⚖️ Refinance Break-Even Calculator
Calculate refinancing break-even point
Total closing costs for refinancing (typically 2-5% of loan amount)
How to Use This Calculator
Enter Current Loan Details
Input your current loan balance, interest rate, and remaining loan term. This represents your current mortgage or loan situation.
Enter New Loan Details
Enter the new interest rate and loan term for the refinance loan you're considering. This will be compared to your current loan.
Enter Closing Costs
Enter the total closing costs for refinancing (typically 2-5% of loan amount).

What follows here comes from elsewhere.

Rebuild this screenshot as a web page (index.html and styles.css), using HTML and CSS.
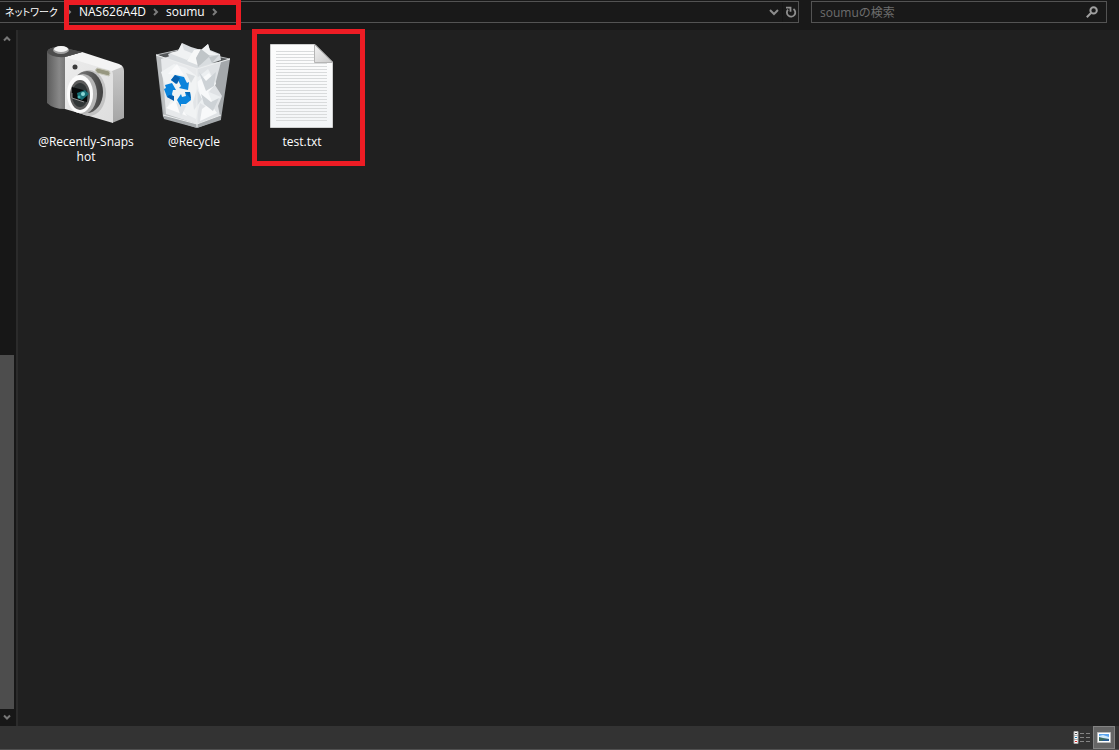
FILE: index.html
```html
<!DOCTYPE html>
<html lang="ja">
<head>
  <meta charset="UTF-8" />
  <meta name="viewport" content="width=device-width, initial-scale=1" />
  <title>soumu</title>
  <link rel="stylesheet" href="styles.css">
</head>
<body>

  <header class="toolbar">
    <nav class="address" aria-label="Address">
      <a href="#" class="crumb root">ネットワーク</a>
      <div class="path marked">
        <svg class="sep" viewBox="0 0 6 8"><path d="M1 1l3 3-3 3" /></svg>
        <a href="#" class="crumb">NAS626A4D</a>
        <svg class="sep" viewBox="0 0 6 8"><path d="M1 1l3 3-3 3" /></svg>
        <a href="#" class="crumb">soumu</a>
        <svg class="sep" viewBox="0 0 6 8"><path d="M1 1l3 3-3 3" /></svg>
      </div>
      <div class="address-tools">
        <button type="button" aria-label="History">
          <svg width="10" height="8" viewBox="0 0 10 8"><path d="M1 2l4 4 4-4" fill="none" stroke="#8c8c8c" stroke-width="2" /></svg>
        </button>
        <button type="button" class="refresh" aria-label="Refresh">
          <svg width="12" height="12" viewBox="0 0 12 12"><path d="M8.5 3A4.2 4.2 0 1 1 3 3.6M1 1.6h4.5v4.2" fill="none" stroke="#8f8f8f" stroke-width="1.8" /></svg>
        </button>
      </div>
    </nav>
    <form class="search" onsubmit="return false;">
      <input type="text" id="search" aria-label="soumuの検索" placeholder="soumuの検索" />
      <button type="submit" aria-label="Search">
        <svg width="12" height="12" viewBox="0 0 12 12"><circle cx="7.6" cy="4.4" r="3.2" fill="none" stroke="#a0a0a0" stroke-width="2" /><path d="M5.2 6.8L.8 11.2" stroke="#a0a0a0" stroke-width="2" /></svg>
      </button>
    </form>
  </header>

  <div class="content">
    <div class="scrollbar">
      <button type="button" aria-label="Scroll up">
        <svg width="8" height="7" viewBox="0 0 8 7"><path d="M1 5.5L4 2.5l3 3" /></svg>
      </button>
      <div class="track"><div class="thumb"></div></div>
      <button type="button" aria-label="Scroll down">
        <svg width="8" height="7" viewBox="0 0 8 7"><path d="M1 1.5l3 3 3-3" /></svg>
      </button>
    </div>

    <main class="files">
      <a href="#" class="file">
        <svg width="86" height="86" viewBox="0 0 86 86">
          <defs>
            <linearGradient id="grip" x1="0" x2="1"><stop offset="0" stop-color="#5c5c5c" /><stop offset=".35" stop-color="#888" /><stop offset="1" stop-color="#484848" /></linearGradient>
            <linearGradient id="front" x1="0" y1="0" x2="1" y2="1"><stop offset="0" stop-color="#ececec" /><stop offset="1" stop-color="#dedede" /></linearGradient>
            <linearGradient id="side" x1="0" x2="0" y1="0" y2="1"><stop offset="0" stop-color="#cacaca" /><stop offset="1" stop-color="#a5a5a5" /></linearGradient>
            <linearGradient id="barrel" x1="0" x2="1"><stop offset="0" stop-color="#8a8a8a" /><stop offset="1" stop-color="#404040" /></linearGradient>
          </defs>
          <path d="M68 28L78 23Q81 25 81 29V76L69 81Z" fill="url(#side)" />
          <path d="M22 14L66 27Q70 28 70 33V81L22 67Z" fill="url(#front)" />
          <path d="M22 15L39 10 76 22Q79 23 79 25L69 29Z" fill="#f4f4f4" />
          <path d="M4 10Q5 5 17 5L39 10 22 15V67Q10 67 4 61Z" fill="url(#grip)" />
          <path d="M4 10Q5 5 17 5L39 10 22 15Q8 16 4 10Z" fill="#4d4d4d" />
          <ellipse cx="18" cy="8" rx="8" ry="4" fill="#a0a0a0" />
          <ellipse cx="18" cy="7" rx="7" ry="3" fill="#f4f4f4" />
          <circle cx="32" cy="25" r="2.5" fill="#3c3c3c" />
          <path d="M54 26L66 29Q68 31 66 34L54 31Q51 28 54 26Z" fill="#979780" stroke="#c8c8bb" />
          <ellipse cx="46" cy="51" rx="17" ry="23" fill="#c3c3c3" />
          <ellipse cx="44" cy="50" rx="16" ry="21" fill="url(#barrel)" />
          <ellipse cx="40" cy="52" rx="14" ry="20" fill="#b5b5b5" />
          <ellipse cx="37" cy="52" rx="13" ry="19" fill="#fbfbfb" />
          <ellipse cx="37" cy="53" rx="10" ry="15" fill="#5c5c5c" />
          <ellipse cx="37" cy="53" rx="8" ry="12" fill="#303536" />
          <path d="M29 45L44 49V60L29 56Z" fill="#080a0b" />
          <path d="M29 51v5l12 4" fill="none" stroke="#aaa" stroke-width=".8" />
          <path d="M34 51l8-3 4 4-7 6-4-2z" fill="#176d74" />
          <circle cx="40" cy="52" r="2" fill="#8bd8d7" /><circle cx="36" cy="55" r="1.5" fill="#43afb0" />
        </svg>
        <span class="name">@Recently-Snaps<br>hot</span>
      </a>

      <a href="#" class="file">
        <svg width="86" height="86" viewBox="0 0 86 86">
          <path d="M5 13L32 7 79 17 46 27Z" fill="#55585a" stroke="#b9bcbe" />
          <path d="M5 13L46 27 79 17 70 77 46 86 12 75Z" fill="#a4a8ab" />
          <path d="M10 17L19 14 46 22 70 20 64 43 71 54 67 64 69 74 46 82 15 72 13 47 11 30Z" fill="#dfe2e5" />
          <path d="M17 12L27 9 31 1 40 5 50 8 57 2 59 8 69 12 70 18 46 26 19 17Z" fill="#d9dde0" />
          <path d="M31 1l2 7 10 4-7 6-18-7 9-2zM50 8l7-6 2 7 9 4-12 0z" fill="#f0f2f3" />
          <path d="M43 8l7-1-5 9 4 8-13-5z" fill="#f7f8f8" />
          <path d="M45 16l5-9 9 7-12 11zM58 15l10-2-7 8z" fill="#c0c5c8" />
          <path d="M10 30l13-8 12 4 12 9 10-8 8 14-7 9 12 5-13 11-8-5-4 16-12-6-16-7 5-10-7-9z" fill="#eceff1" />
          <path d="M17 32l9-10 7 11zM46 40l12-9 7 11-8 8 5 12-12-6zM15 66l10-8 11 16zM51 67l8-6 7 10-17 8z" fill="#f8f9fa" />
          <path d="M48 30l7 9 10-9-2 14-8 5zM50 52l10 8 8-4-6 13-9-7zM35 31l9 3-4 7z" fill="#cdd2d6" />
          <path d="M25 60l10 4-5 11zM42 60l4-13 5 10-8 11z" fill="#d9dde0" />
          <path d="M5 13L46 27V84L13 74Z" fill="#fff" opacity=".25" />
          <path d="M12 73L46 82 70 73V78L46 86 13 77Z" fill="#a6aaad" />
          <path d="M12 73L46 82 70 73M5 13L46 27 79 17M46 27V85" fill="none" stroke="#eceeef" />
          <g fill="#0b84dc">
            <path d="M20 38l4-5 9 2 3 6 2-1-1 8-9-2 2-2-3-6-2 4z" />
            <path d="M14 43l7-2 4 7-3 0-1 4 2 6-7-3-3-8 2-1z" />
            <path d="M34 50l5 0 1 8-5 4-5 0v3l-4-7 4-6 1 3 4-1z" />
          </g>
          <path d="M20 38l4-5 5 3-3 6z" fill="#075faf" /><path d="M16 55l2-2 5 1v5z" fill="#075faf" /><path d="M34 50l5 0 1 7z" fill="#056bbb" />
        </svg>
        <span class="name">@Recycle</span>
      </a>

      <a href="#" class="file marked">
        <svg width="86" height="86" viewBox="0 0 86 86">
          <defs>
            <linearGradient id="paper" x1="0" x2="0" y1="0" y2="1"><stop offset="0" stop-color="#fdfdfd" /><stop offset="1" stop-color="#f3f5f7" /></linearGradient>
            <linearGradient id="fold" x1="0" x2="1" y1="0" y2="1"><stop offset="0" stop-color="#f4f4f4" /><stop offset="1" stop-color="#c9c9c9" /></linearGradient>
            <pattern id="lines" width="4" height="3" patternUnits="userSpaceOnUse"><path d="M0 .5h4" stroke="#d9dbdc" /></pattern>
          </defs>
          <path d="M11.5 2.5H56L73.500 20V85.500H11.500Z" fill="url(#paper)" stroke="#cecfcf" />
          <path d="M17 9H55V21H68V80H17Z" fill="url(#lines)" />
          <path d="M55.500 2.500V20.500H73.500Z" fill="url(#fold)" stroke="#b5b5b5" />
        </svg>
        <span class="name">test.txt</span>
      </a>
    </main>
  </div>

  <footer class="statusbar">
    <button type="button" aria-label="Details view">
      <svg width="18" height="14" viewBox="0 0 18 14">
        <path d="M1 .5h4v12H1zM1 4.500h4M1 8.500h4" fill="#fff" stroke="#aaa" />
        <path d="M2 2h2v1H2z" fill="#444" /><path d="M2 6h2v1H2z" fill="#17a" /><path d="M2 10h2v1H2z" fill="#d22" />
        <path d="M7 2.500h4m2 0h4M7 6.500h4m2 0h4M7 10.500h4m2 0h4" stroke="#858585" />
      </svg>
    </button>
    <button type="button" class="active" aria-label="Large icons view">
      <svg width="14" height="12" viewBox="0 0 14 12">
        <path d="M.5.5h13v10H.5z" fill="#fff" stroke="#bbb" />
        <path d="M2 2h10v7H2z" fill="#5aa4ef" /><path d="M2 4l4-1 6 2v2H2z" fill="#cfe8fa" /><path d="M2 5l4 1 6 1v2H2z" fill="#3c695f" /><path d="M6 8l6-1v2H5z" fill="#285b94" />
      </svg>
    </button>
  </footer>

</body>
</html>
```

FILE: styles.css
```css
* {
  box-sizing: border-box;
}
body {
  margin: 0;
  height: 100vh;
  display: flex;
  flex-direction: column;
  background: #202020;
  color: #fff;
  font-family: "Open Sans", "Noto Sans CJK JP", sans-serif;
  font-size: 12px;
}
a {
  color: inherit;
  text-decoration: none;
}
button {
  display: flex;
  align-items: center;
  justify-content: center;
  padding: 0;
  border: 0;
  background: none;
}
svg {
  display: block;
  flex: none;
}

/* top bar */
.toolbar {
  display: flex;
  gap: 12px;
  height: 30px;
  padding: 1px 12px 7px 0;
  background: #191919;
}
.address {
  flex: 1;
  display: flex;
  align-items: center;
  border: 1px solid #535353;
  border-left: 0;
}
.crumb {
  line-height: 20px;
}
.root {
  width: 64px;
  padding-left: 5px;
  font-family: "Noto Sans CJK JP", sans-serif;
  font-size: 10px;
  font-feature-settings: "palt";
}
.path {
  display: flex;
  align-items: center;
  width: 177px;
  height: 20px;
  padding-left: 2px;
  gap: 7px;
}
.sep {
  width: 6px;
  height: 8px;
  fill: none;
  stroke: #7c7c7c;
  stroke-width: 2;
}
.address-tools {
  display: flex;
  align-self: stretch;
  margin-left: auto;
}
.address-tools button {
  width: 16px;
}
.address-tools .refresh {
  border-left: 1px solid #151515;
}
.search {
  display: flex;
  width: 296px;
  border: 1px solid #535353;
}
.search input {
  flex: 1;
  min-width: 0;
  padding: 0 8px;
  border: 0;
  outline: 0;
  background: none;
  color: #fff;
  font: inherit;
}
.search input::placeholder {
  color: #6d6d6d;
}
.search button {
  width: 28px;
}

/* red frames */
.marked {
  position: relative;
}
.marked::after {
  content: "";
  position: absolute;
  border: 5px solid #ed1c24;
  pointer-events: none;
}
.path.marked::after {
  inset: -2px 0 -8px 0;
}
.file.marked::after {
  inset: -1px -9px 0 4px;
}

/* scrollbar and files */
.content {
  flex: 1;
  display: flex;
  min-height: 0;
}
.scrollbar {
  display: flex;
  flex-direction: column;
  width: 18px;
  padding-right: 2px;
  background: #171717;
  border-right: 2px solid #2b2b2b;
}
.scrollbar button {
  width: 13px;
  height: 17px;
}
.scrollbar path {
  fill: none;
  stroke: #777;
  stroke-width: 2;
}
.track {
  flex: 1;
  display: flex;
  align-items: flex-end;
}
.thumb {
  width: 14px;
  height: 53.5%;
  background: #4d4d4d;
}
.files {
  flex: 1;
  display: flex;
  flex-wrap: wrap;
  align-content: flex-start;
  padding-left: 14px;
}
.file {
  display: flex;
  flex-direction: column;
  align-items: center;
  gap: 6px;
  width: 108px;
  height: 136px;
  padding-top: 12px;
}
.name {
  line-height: 15px;
  text-align: center;
}

/* bottom bar */
.statusbar {
  display: flex;
  justify-content: flex-end;
  height: 24px;
  padding-right: 4px;
  background: #333;
  border-bottom: 1px solid #505050;
}
.statusbar button {
  width: 22px;
}
.statusbar .active {
  background: #666;
  border: 1px solid #838383;
}
```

This includes origination fees, appraisal fees, title insurance, and other fees.
Review Break-Even Analysis
See the break-even point (how long it takes to recoup closing costs), monthly savings, and whether refinancing makes financial sense. Use this to make informed refinancing decisions.
Formula
Monthly Payment = P × [r(1 + r)ⁿ] / [(1 + r)ⁿ - 1]

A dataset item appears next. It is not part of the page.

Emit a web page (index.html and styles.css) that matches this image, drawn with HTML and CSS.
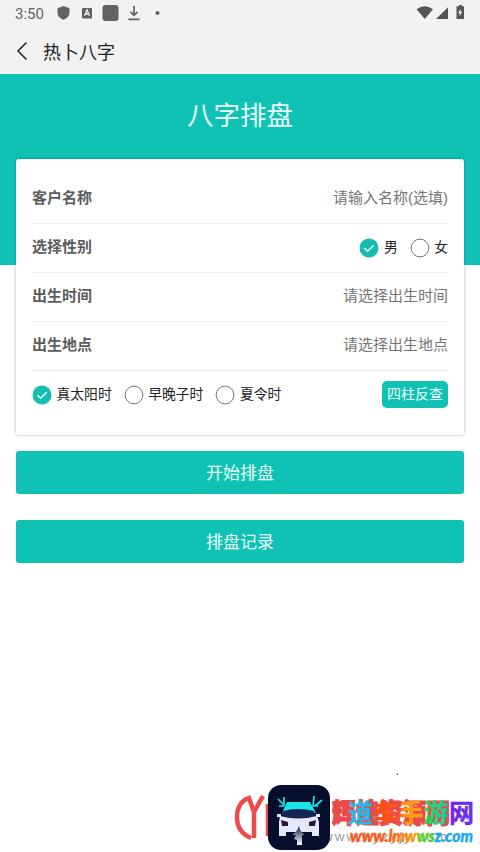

Monthly Savings = Current Payment - New Payment
Break-Even Months = Closing Costs ÷ Monthly Savings
Example Calculation:
If current balance $200,000, current rate 6%, new rate 4%, term 30 years, closing costs $3,000:
• Current payment: ~$1,199/month
• New payment: ~$955/month
• Monthly savings: $244/month
• Break-even: $3,000 ÷ $244 = ~12.3 months
• If you stay longer than 12.3 months, refinancing saves money
About Refinance Break-Even Calculator
A refinance break-even calculator helps you determine if refinancing your loan makes financial sense by calculating the break-even point - how long it takes to recoup your closing costs through monthly savings. The break-even point is crucial because refinancing only makes sense if you plan to stay in the home or keep the loan longer than the break-even period. This calculator shows you the break-even point, monthly savings, and net savings to help you make informed refinancing decisions.
When to Use This Calculator
- Refinance Evaluation: Evaluate if refinancing saves money
- Break-Even Analysis: Determine break-even point with closing costs
- Decision Making: Decide if refinancing makes financial sense
- Timing Analysis: Understand how long to keep the loan
Understanding Break-Even Point
- Definition: Time to recoup closing costs through monthly savings
- Calculation: Closing Costs ÷ Monthly Savings
- Rule of Thumb: Refinance if break-even is less than 2-3 years
- Stay Duration: Must stay longer than break-even to benefit
Why Use Our Calculator?
- ✅ Break-Even Calculation: See exactly when refinancing pays off
- ✅ Savings Analysis: Understand monthly and total savings
- ✅ Decision Support: Make informed refinancing decisions
- ✅ Cost-Benefit: See if refinancing is worth it
- ✅ 100% Free: No registration or payment required
Frequently Asked Questions
What is a break-even point?
The break-even point is how long it takes to recoup your closing costs through monthly savings from refinancing. For example, if closing costs are $3,000 and you save $250/month, break-even is 12 months. If you'll stay in the home/keep the loan longer than the break-even point, refinancing makes financial sense.
What is a good break-even point?
A good break-even point is typically less than 2-3 years. If break-even is longer than 3 years, refinancing may not be worth it unless you're certain you'll stay in the home/keep the loan for a long time. Shorter break-even points (under 12 months) are ideal and indicate strong refinancing value.
Should I refinance if I'm planning to move soon?
If you're planning to move before the break-even point, refinancing typically doesn't make financial sense because you won't recoup the closing costs. However, if you're moving after the break-even point, refinancing can still save money. Use this calculator to see if the savings period exceeds the break-even point.
Can I avoid closing costs?
Some lenders offer "no-cost" refinancing by either: (1) Rolling closing costs into the loan (increases loan amount), or (2) Increasing the interest rate slightly (lender pays costs but you pay higher rate). "No-cost" refinancing eliminates the break-even calculation but may result in higher total costs over time. Compare total costs carefully.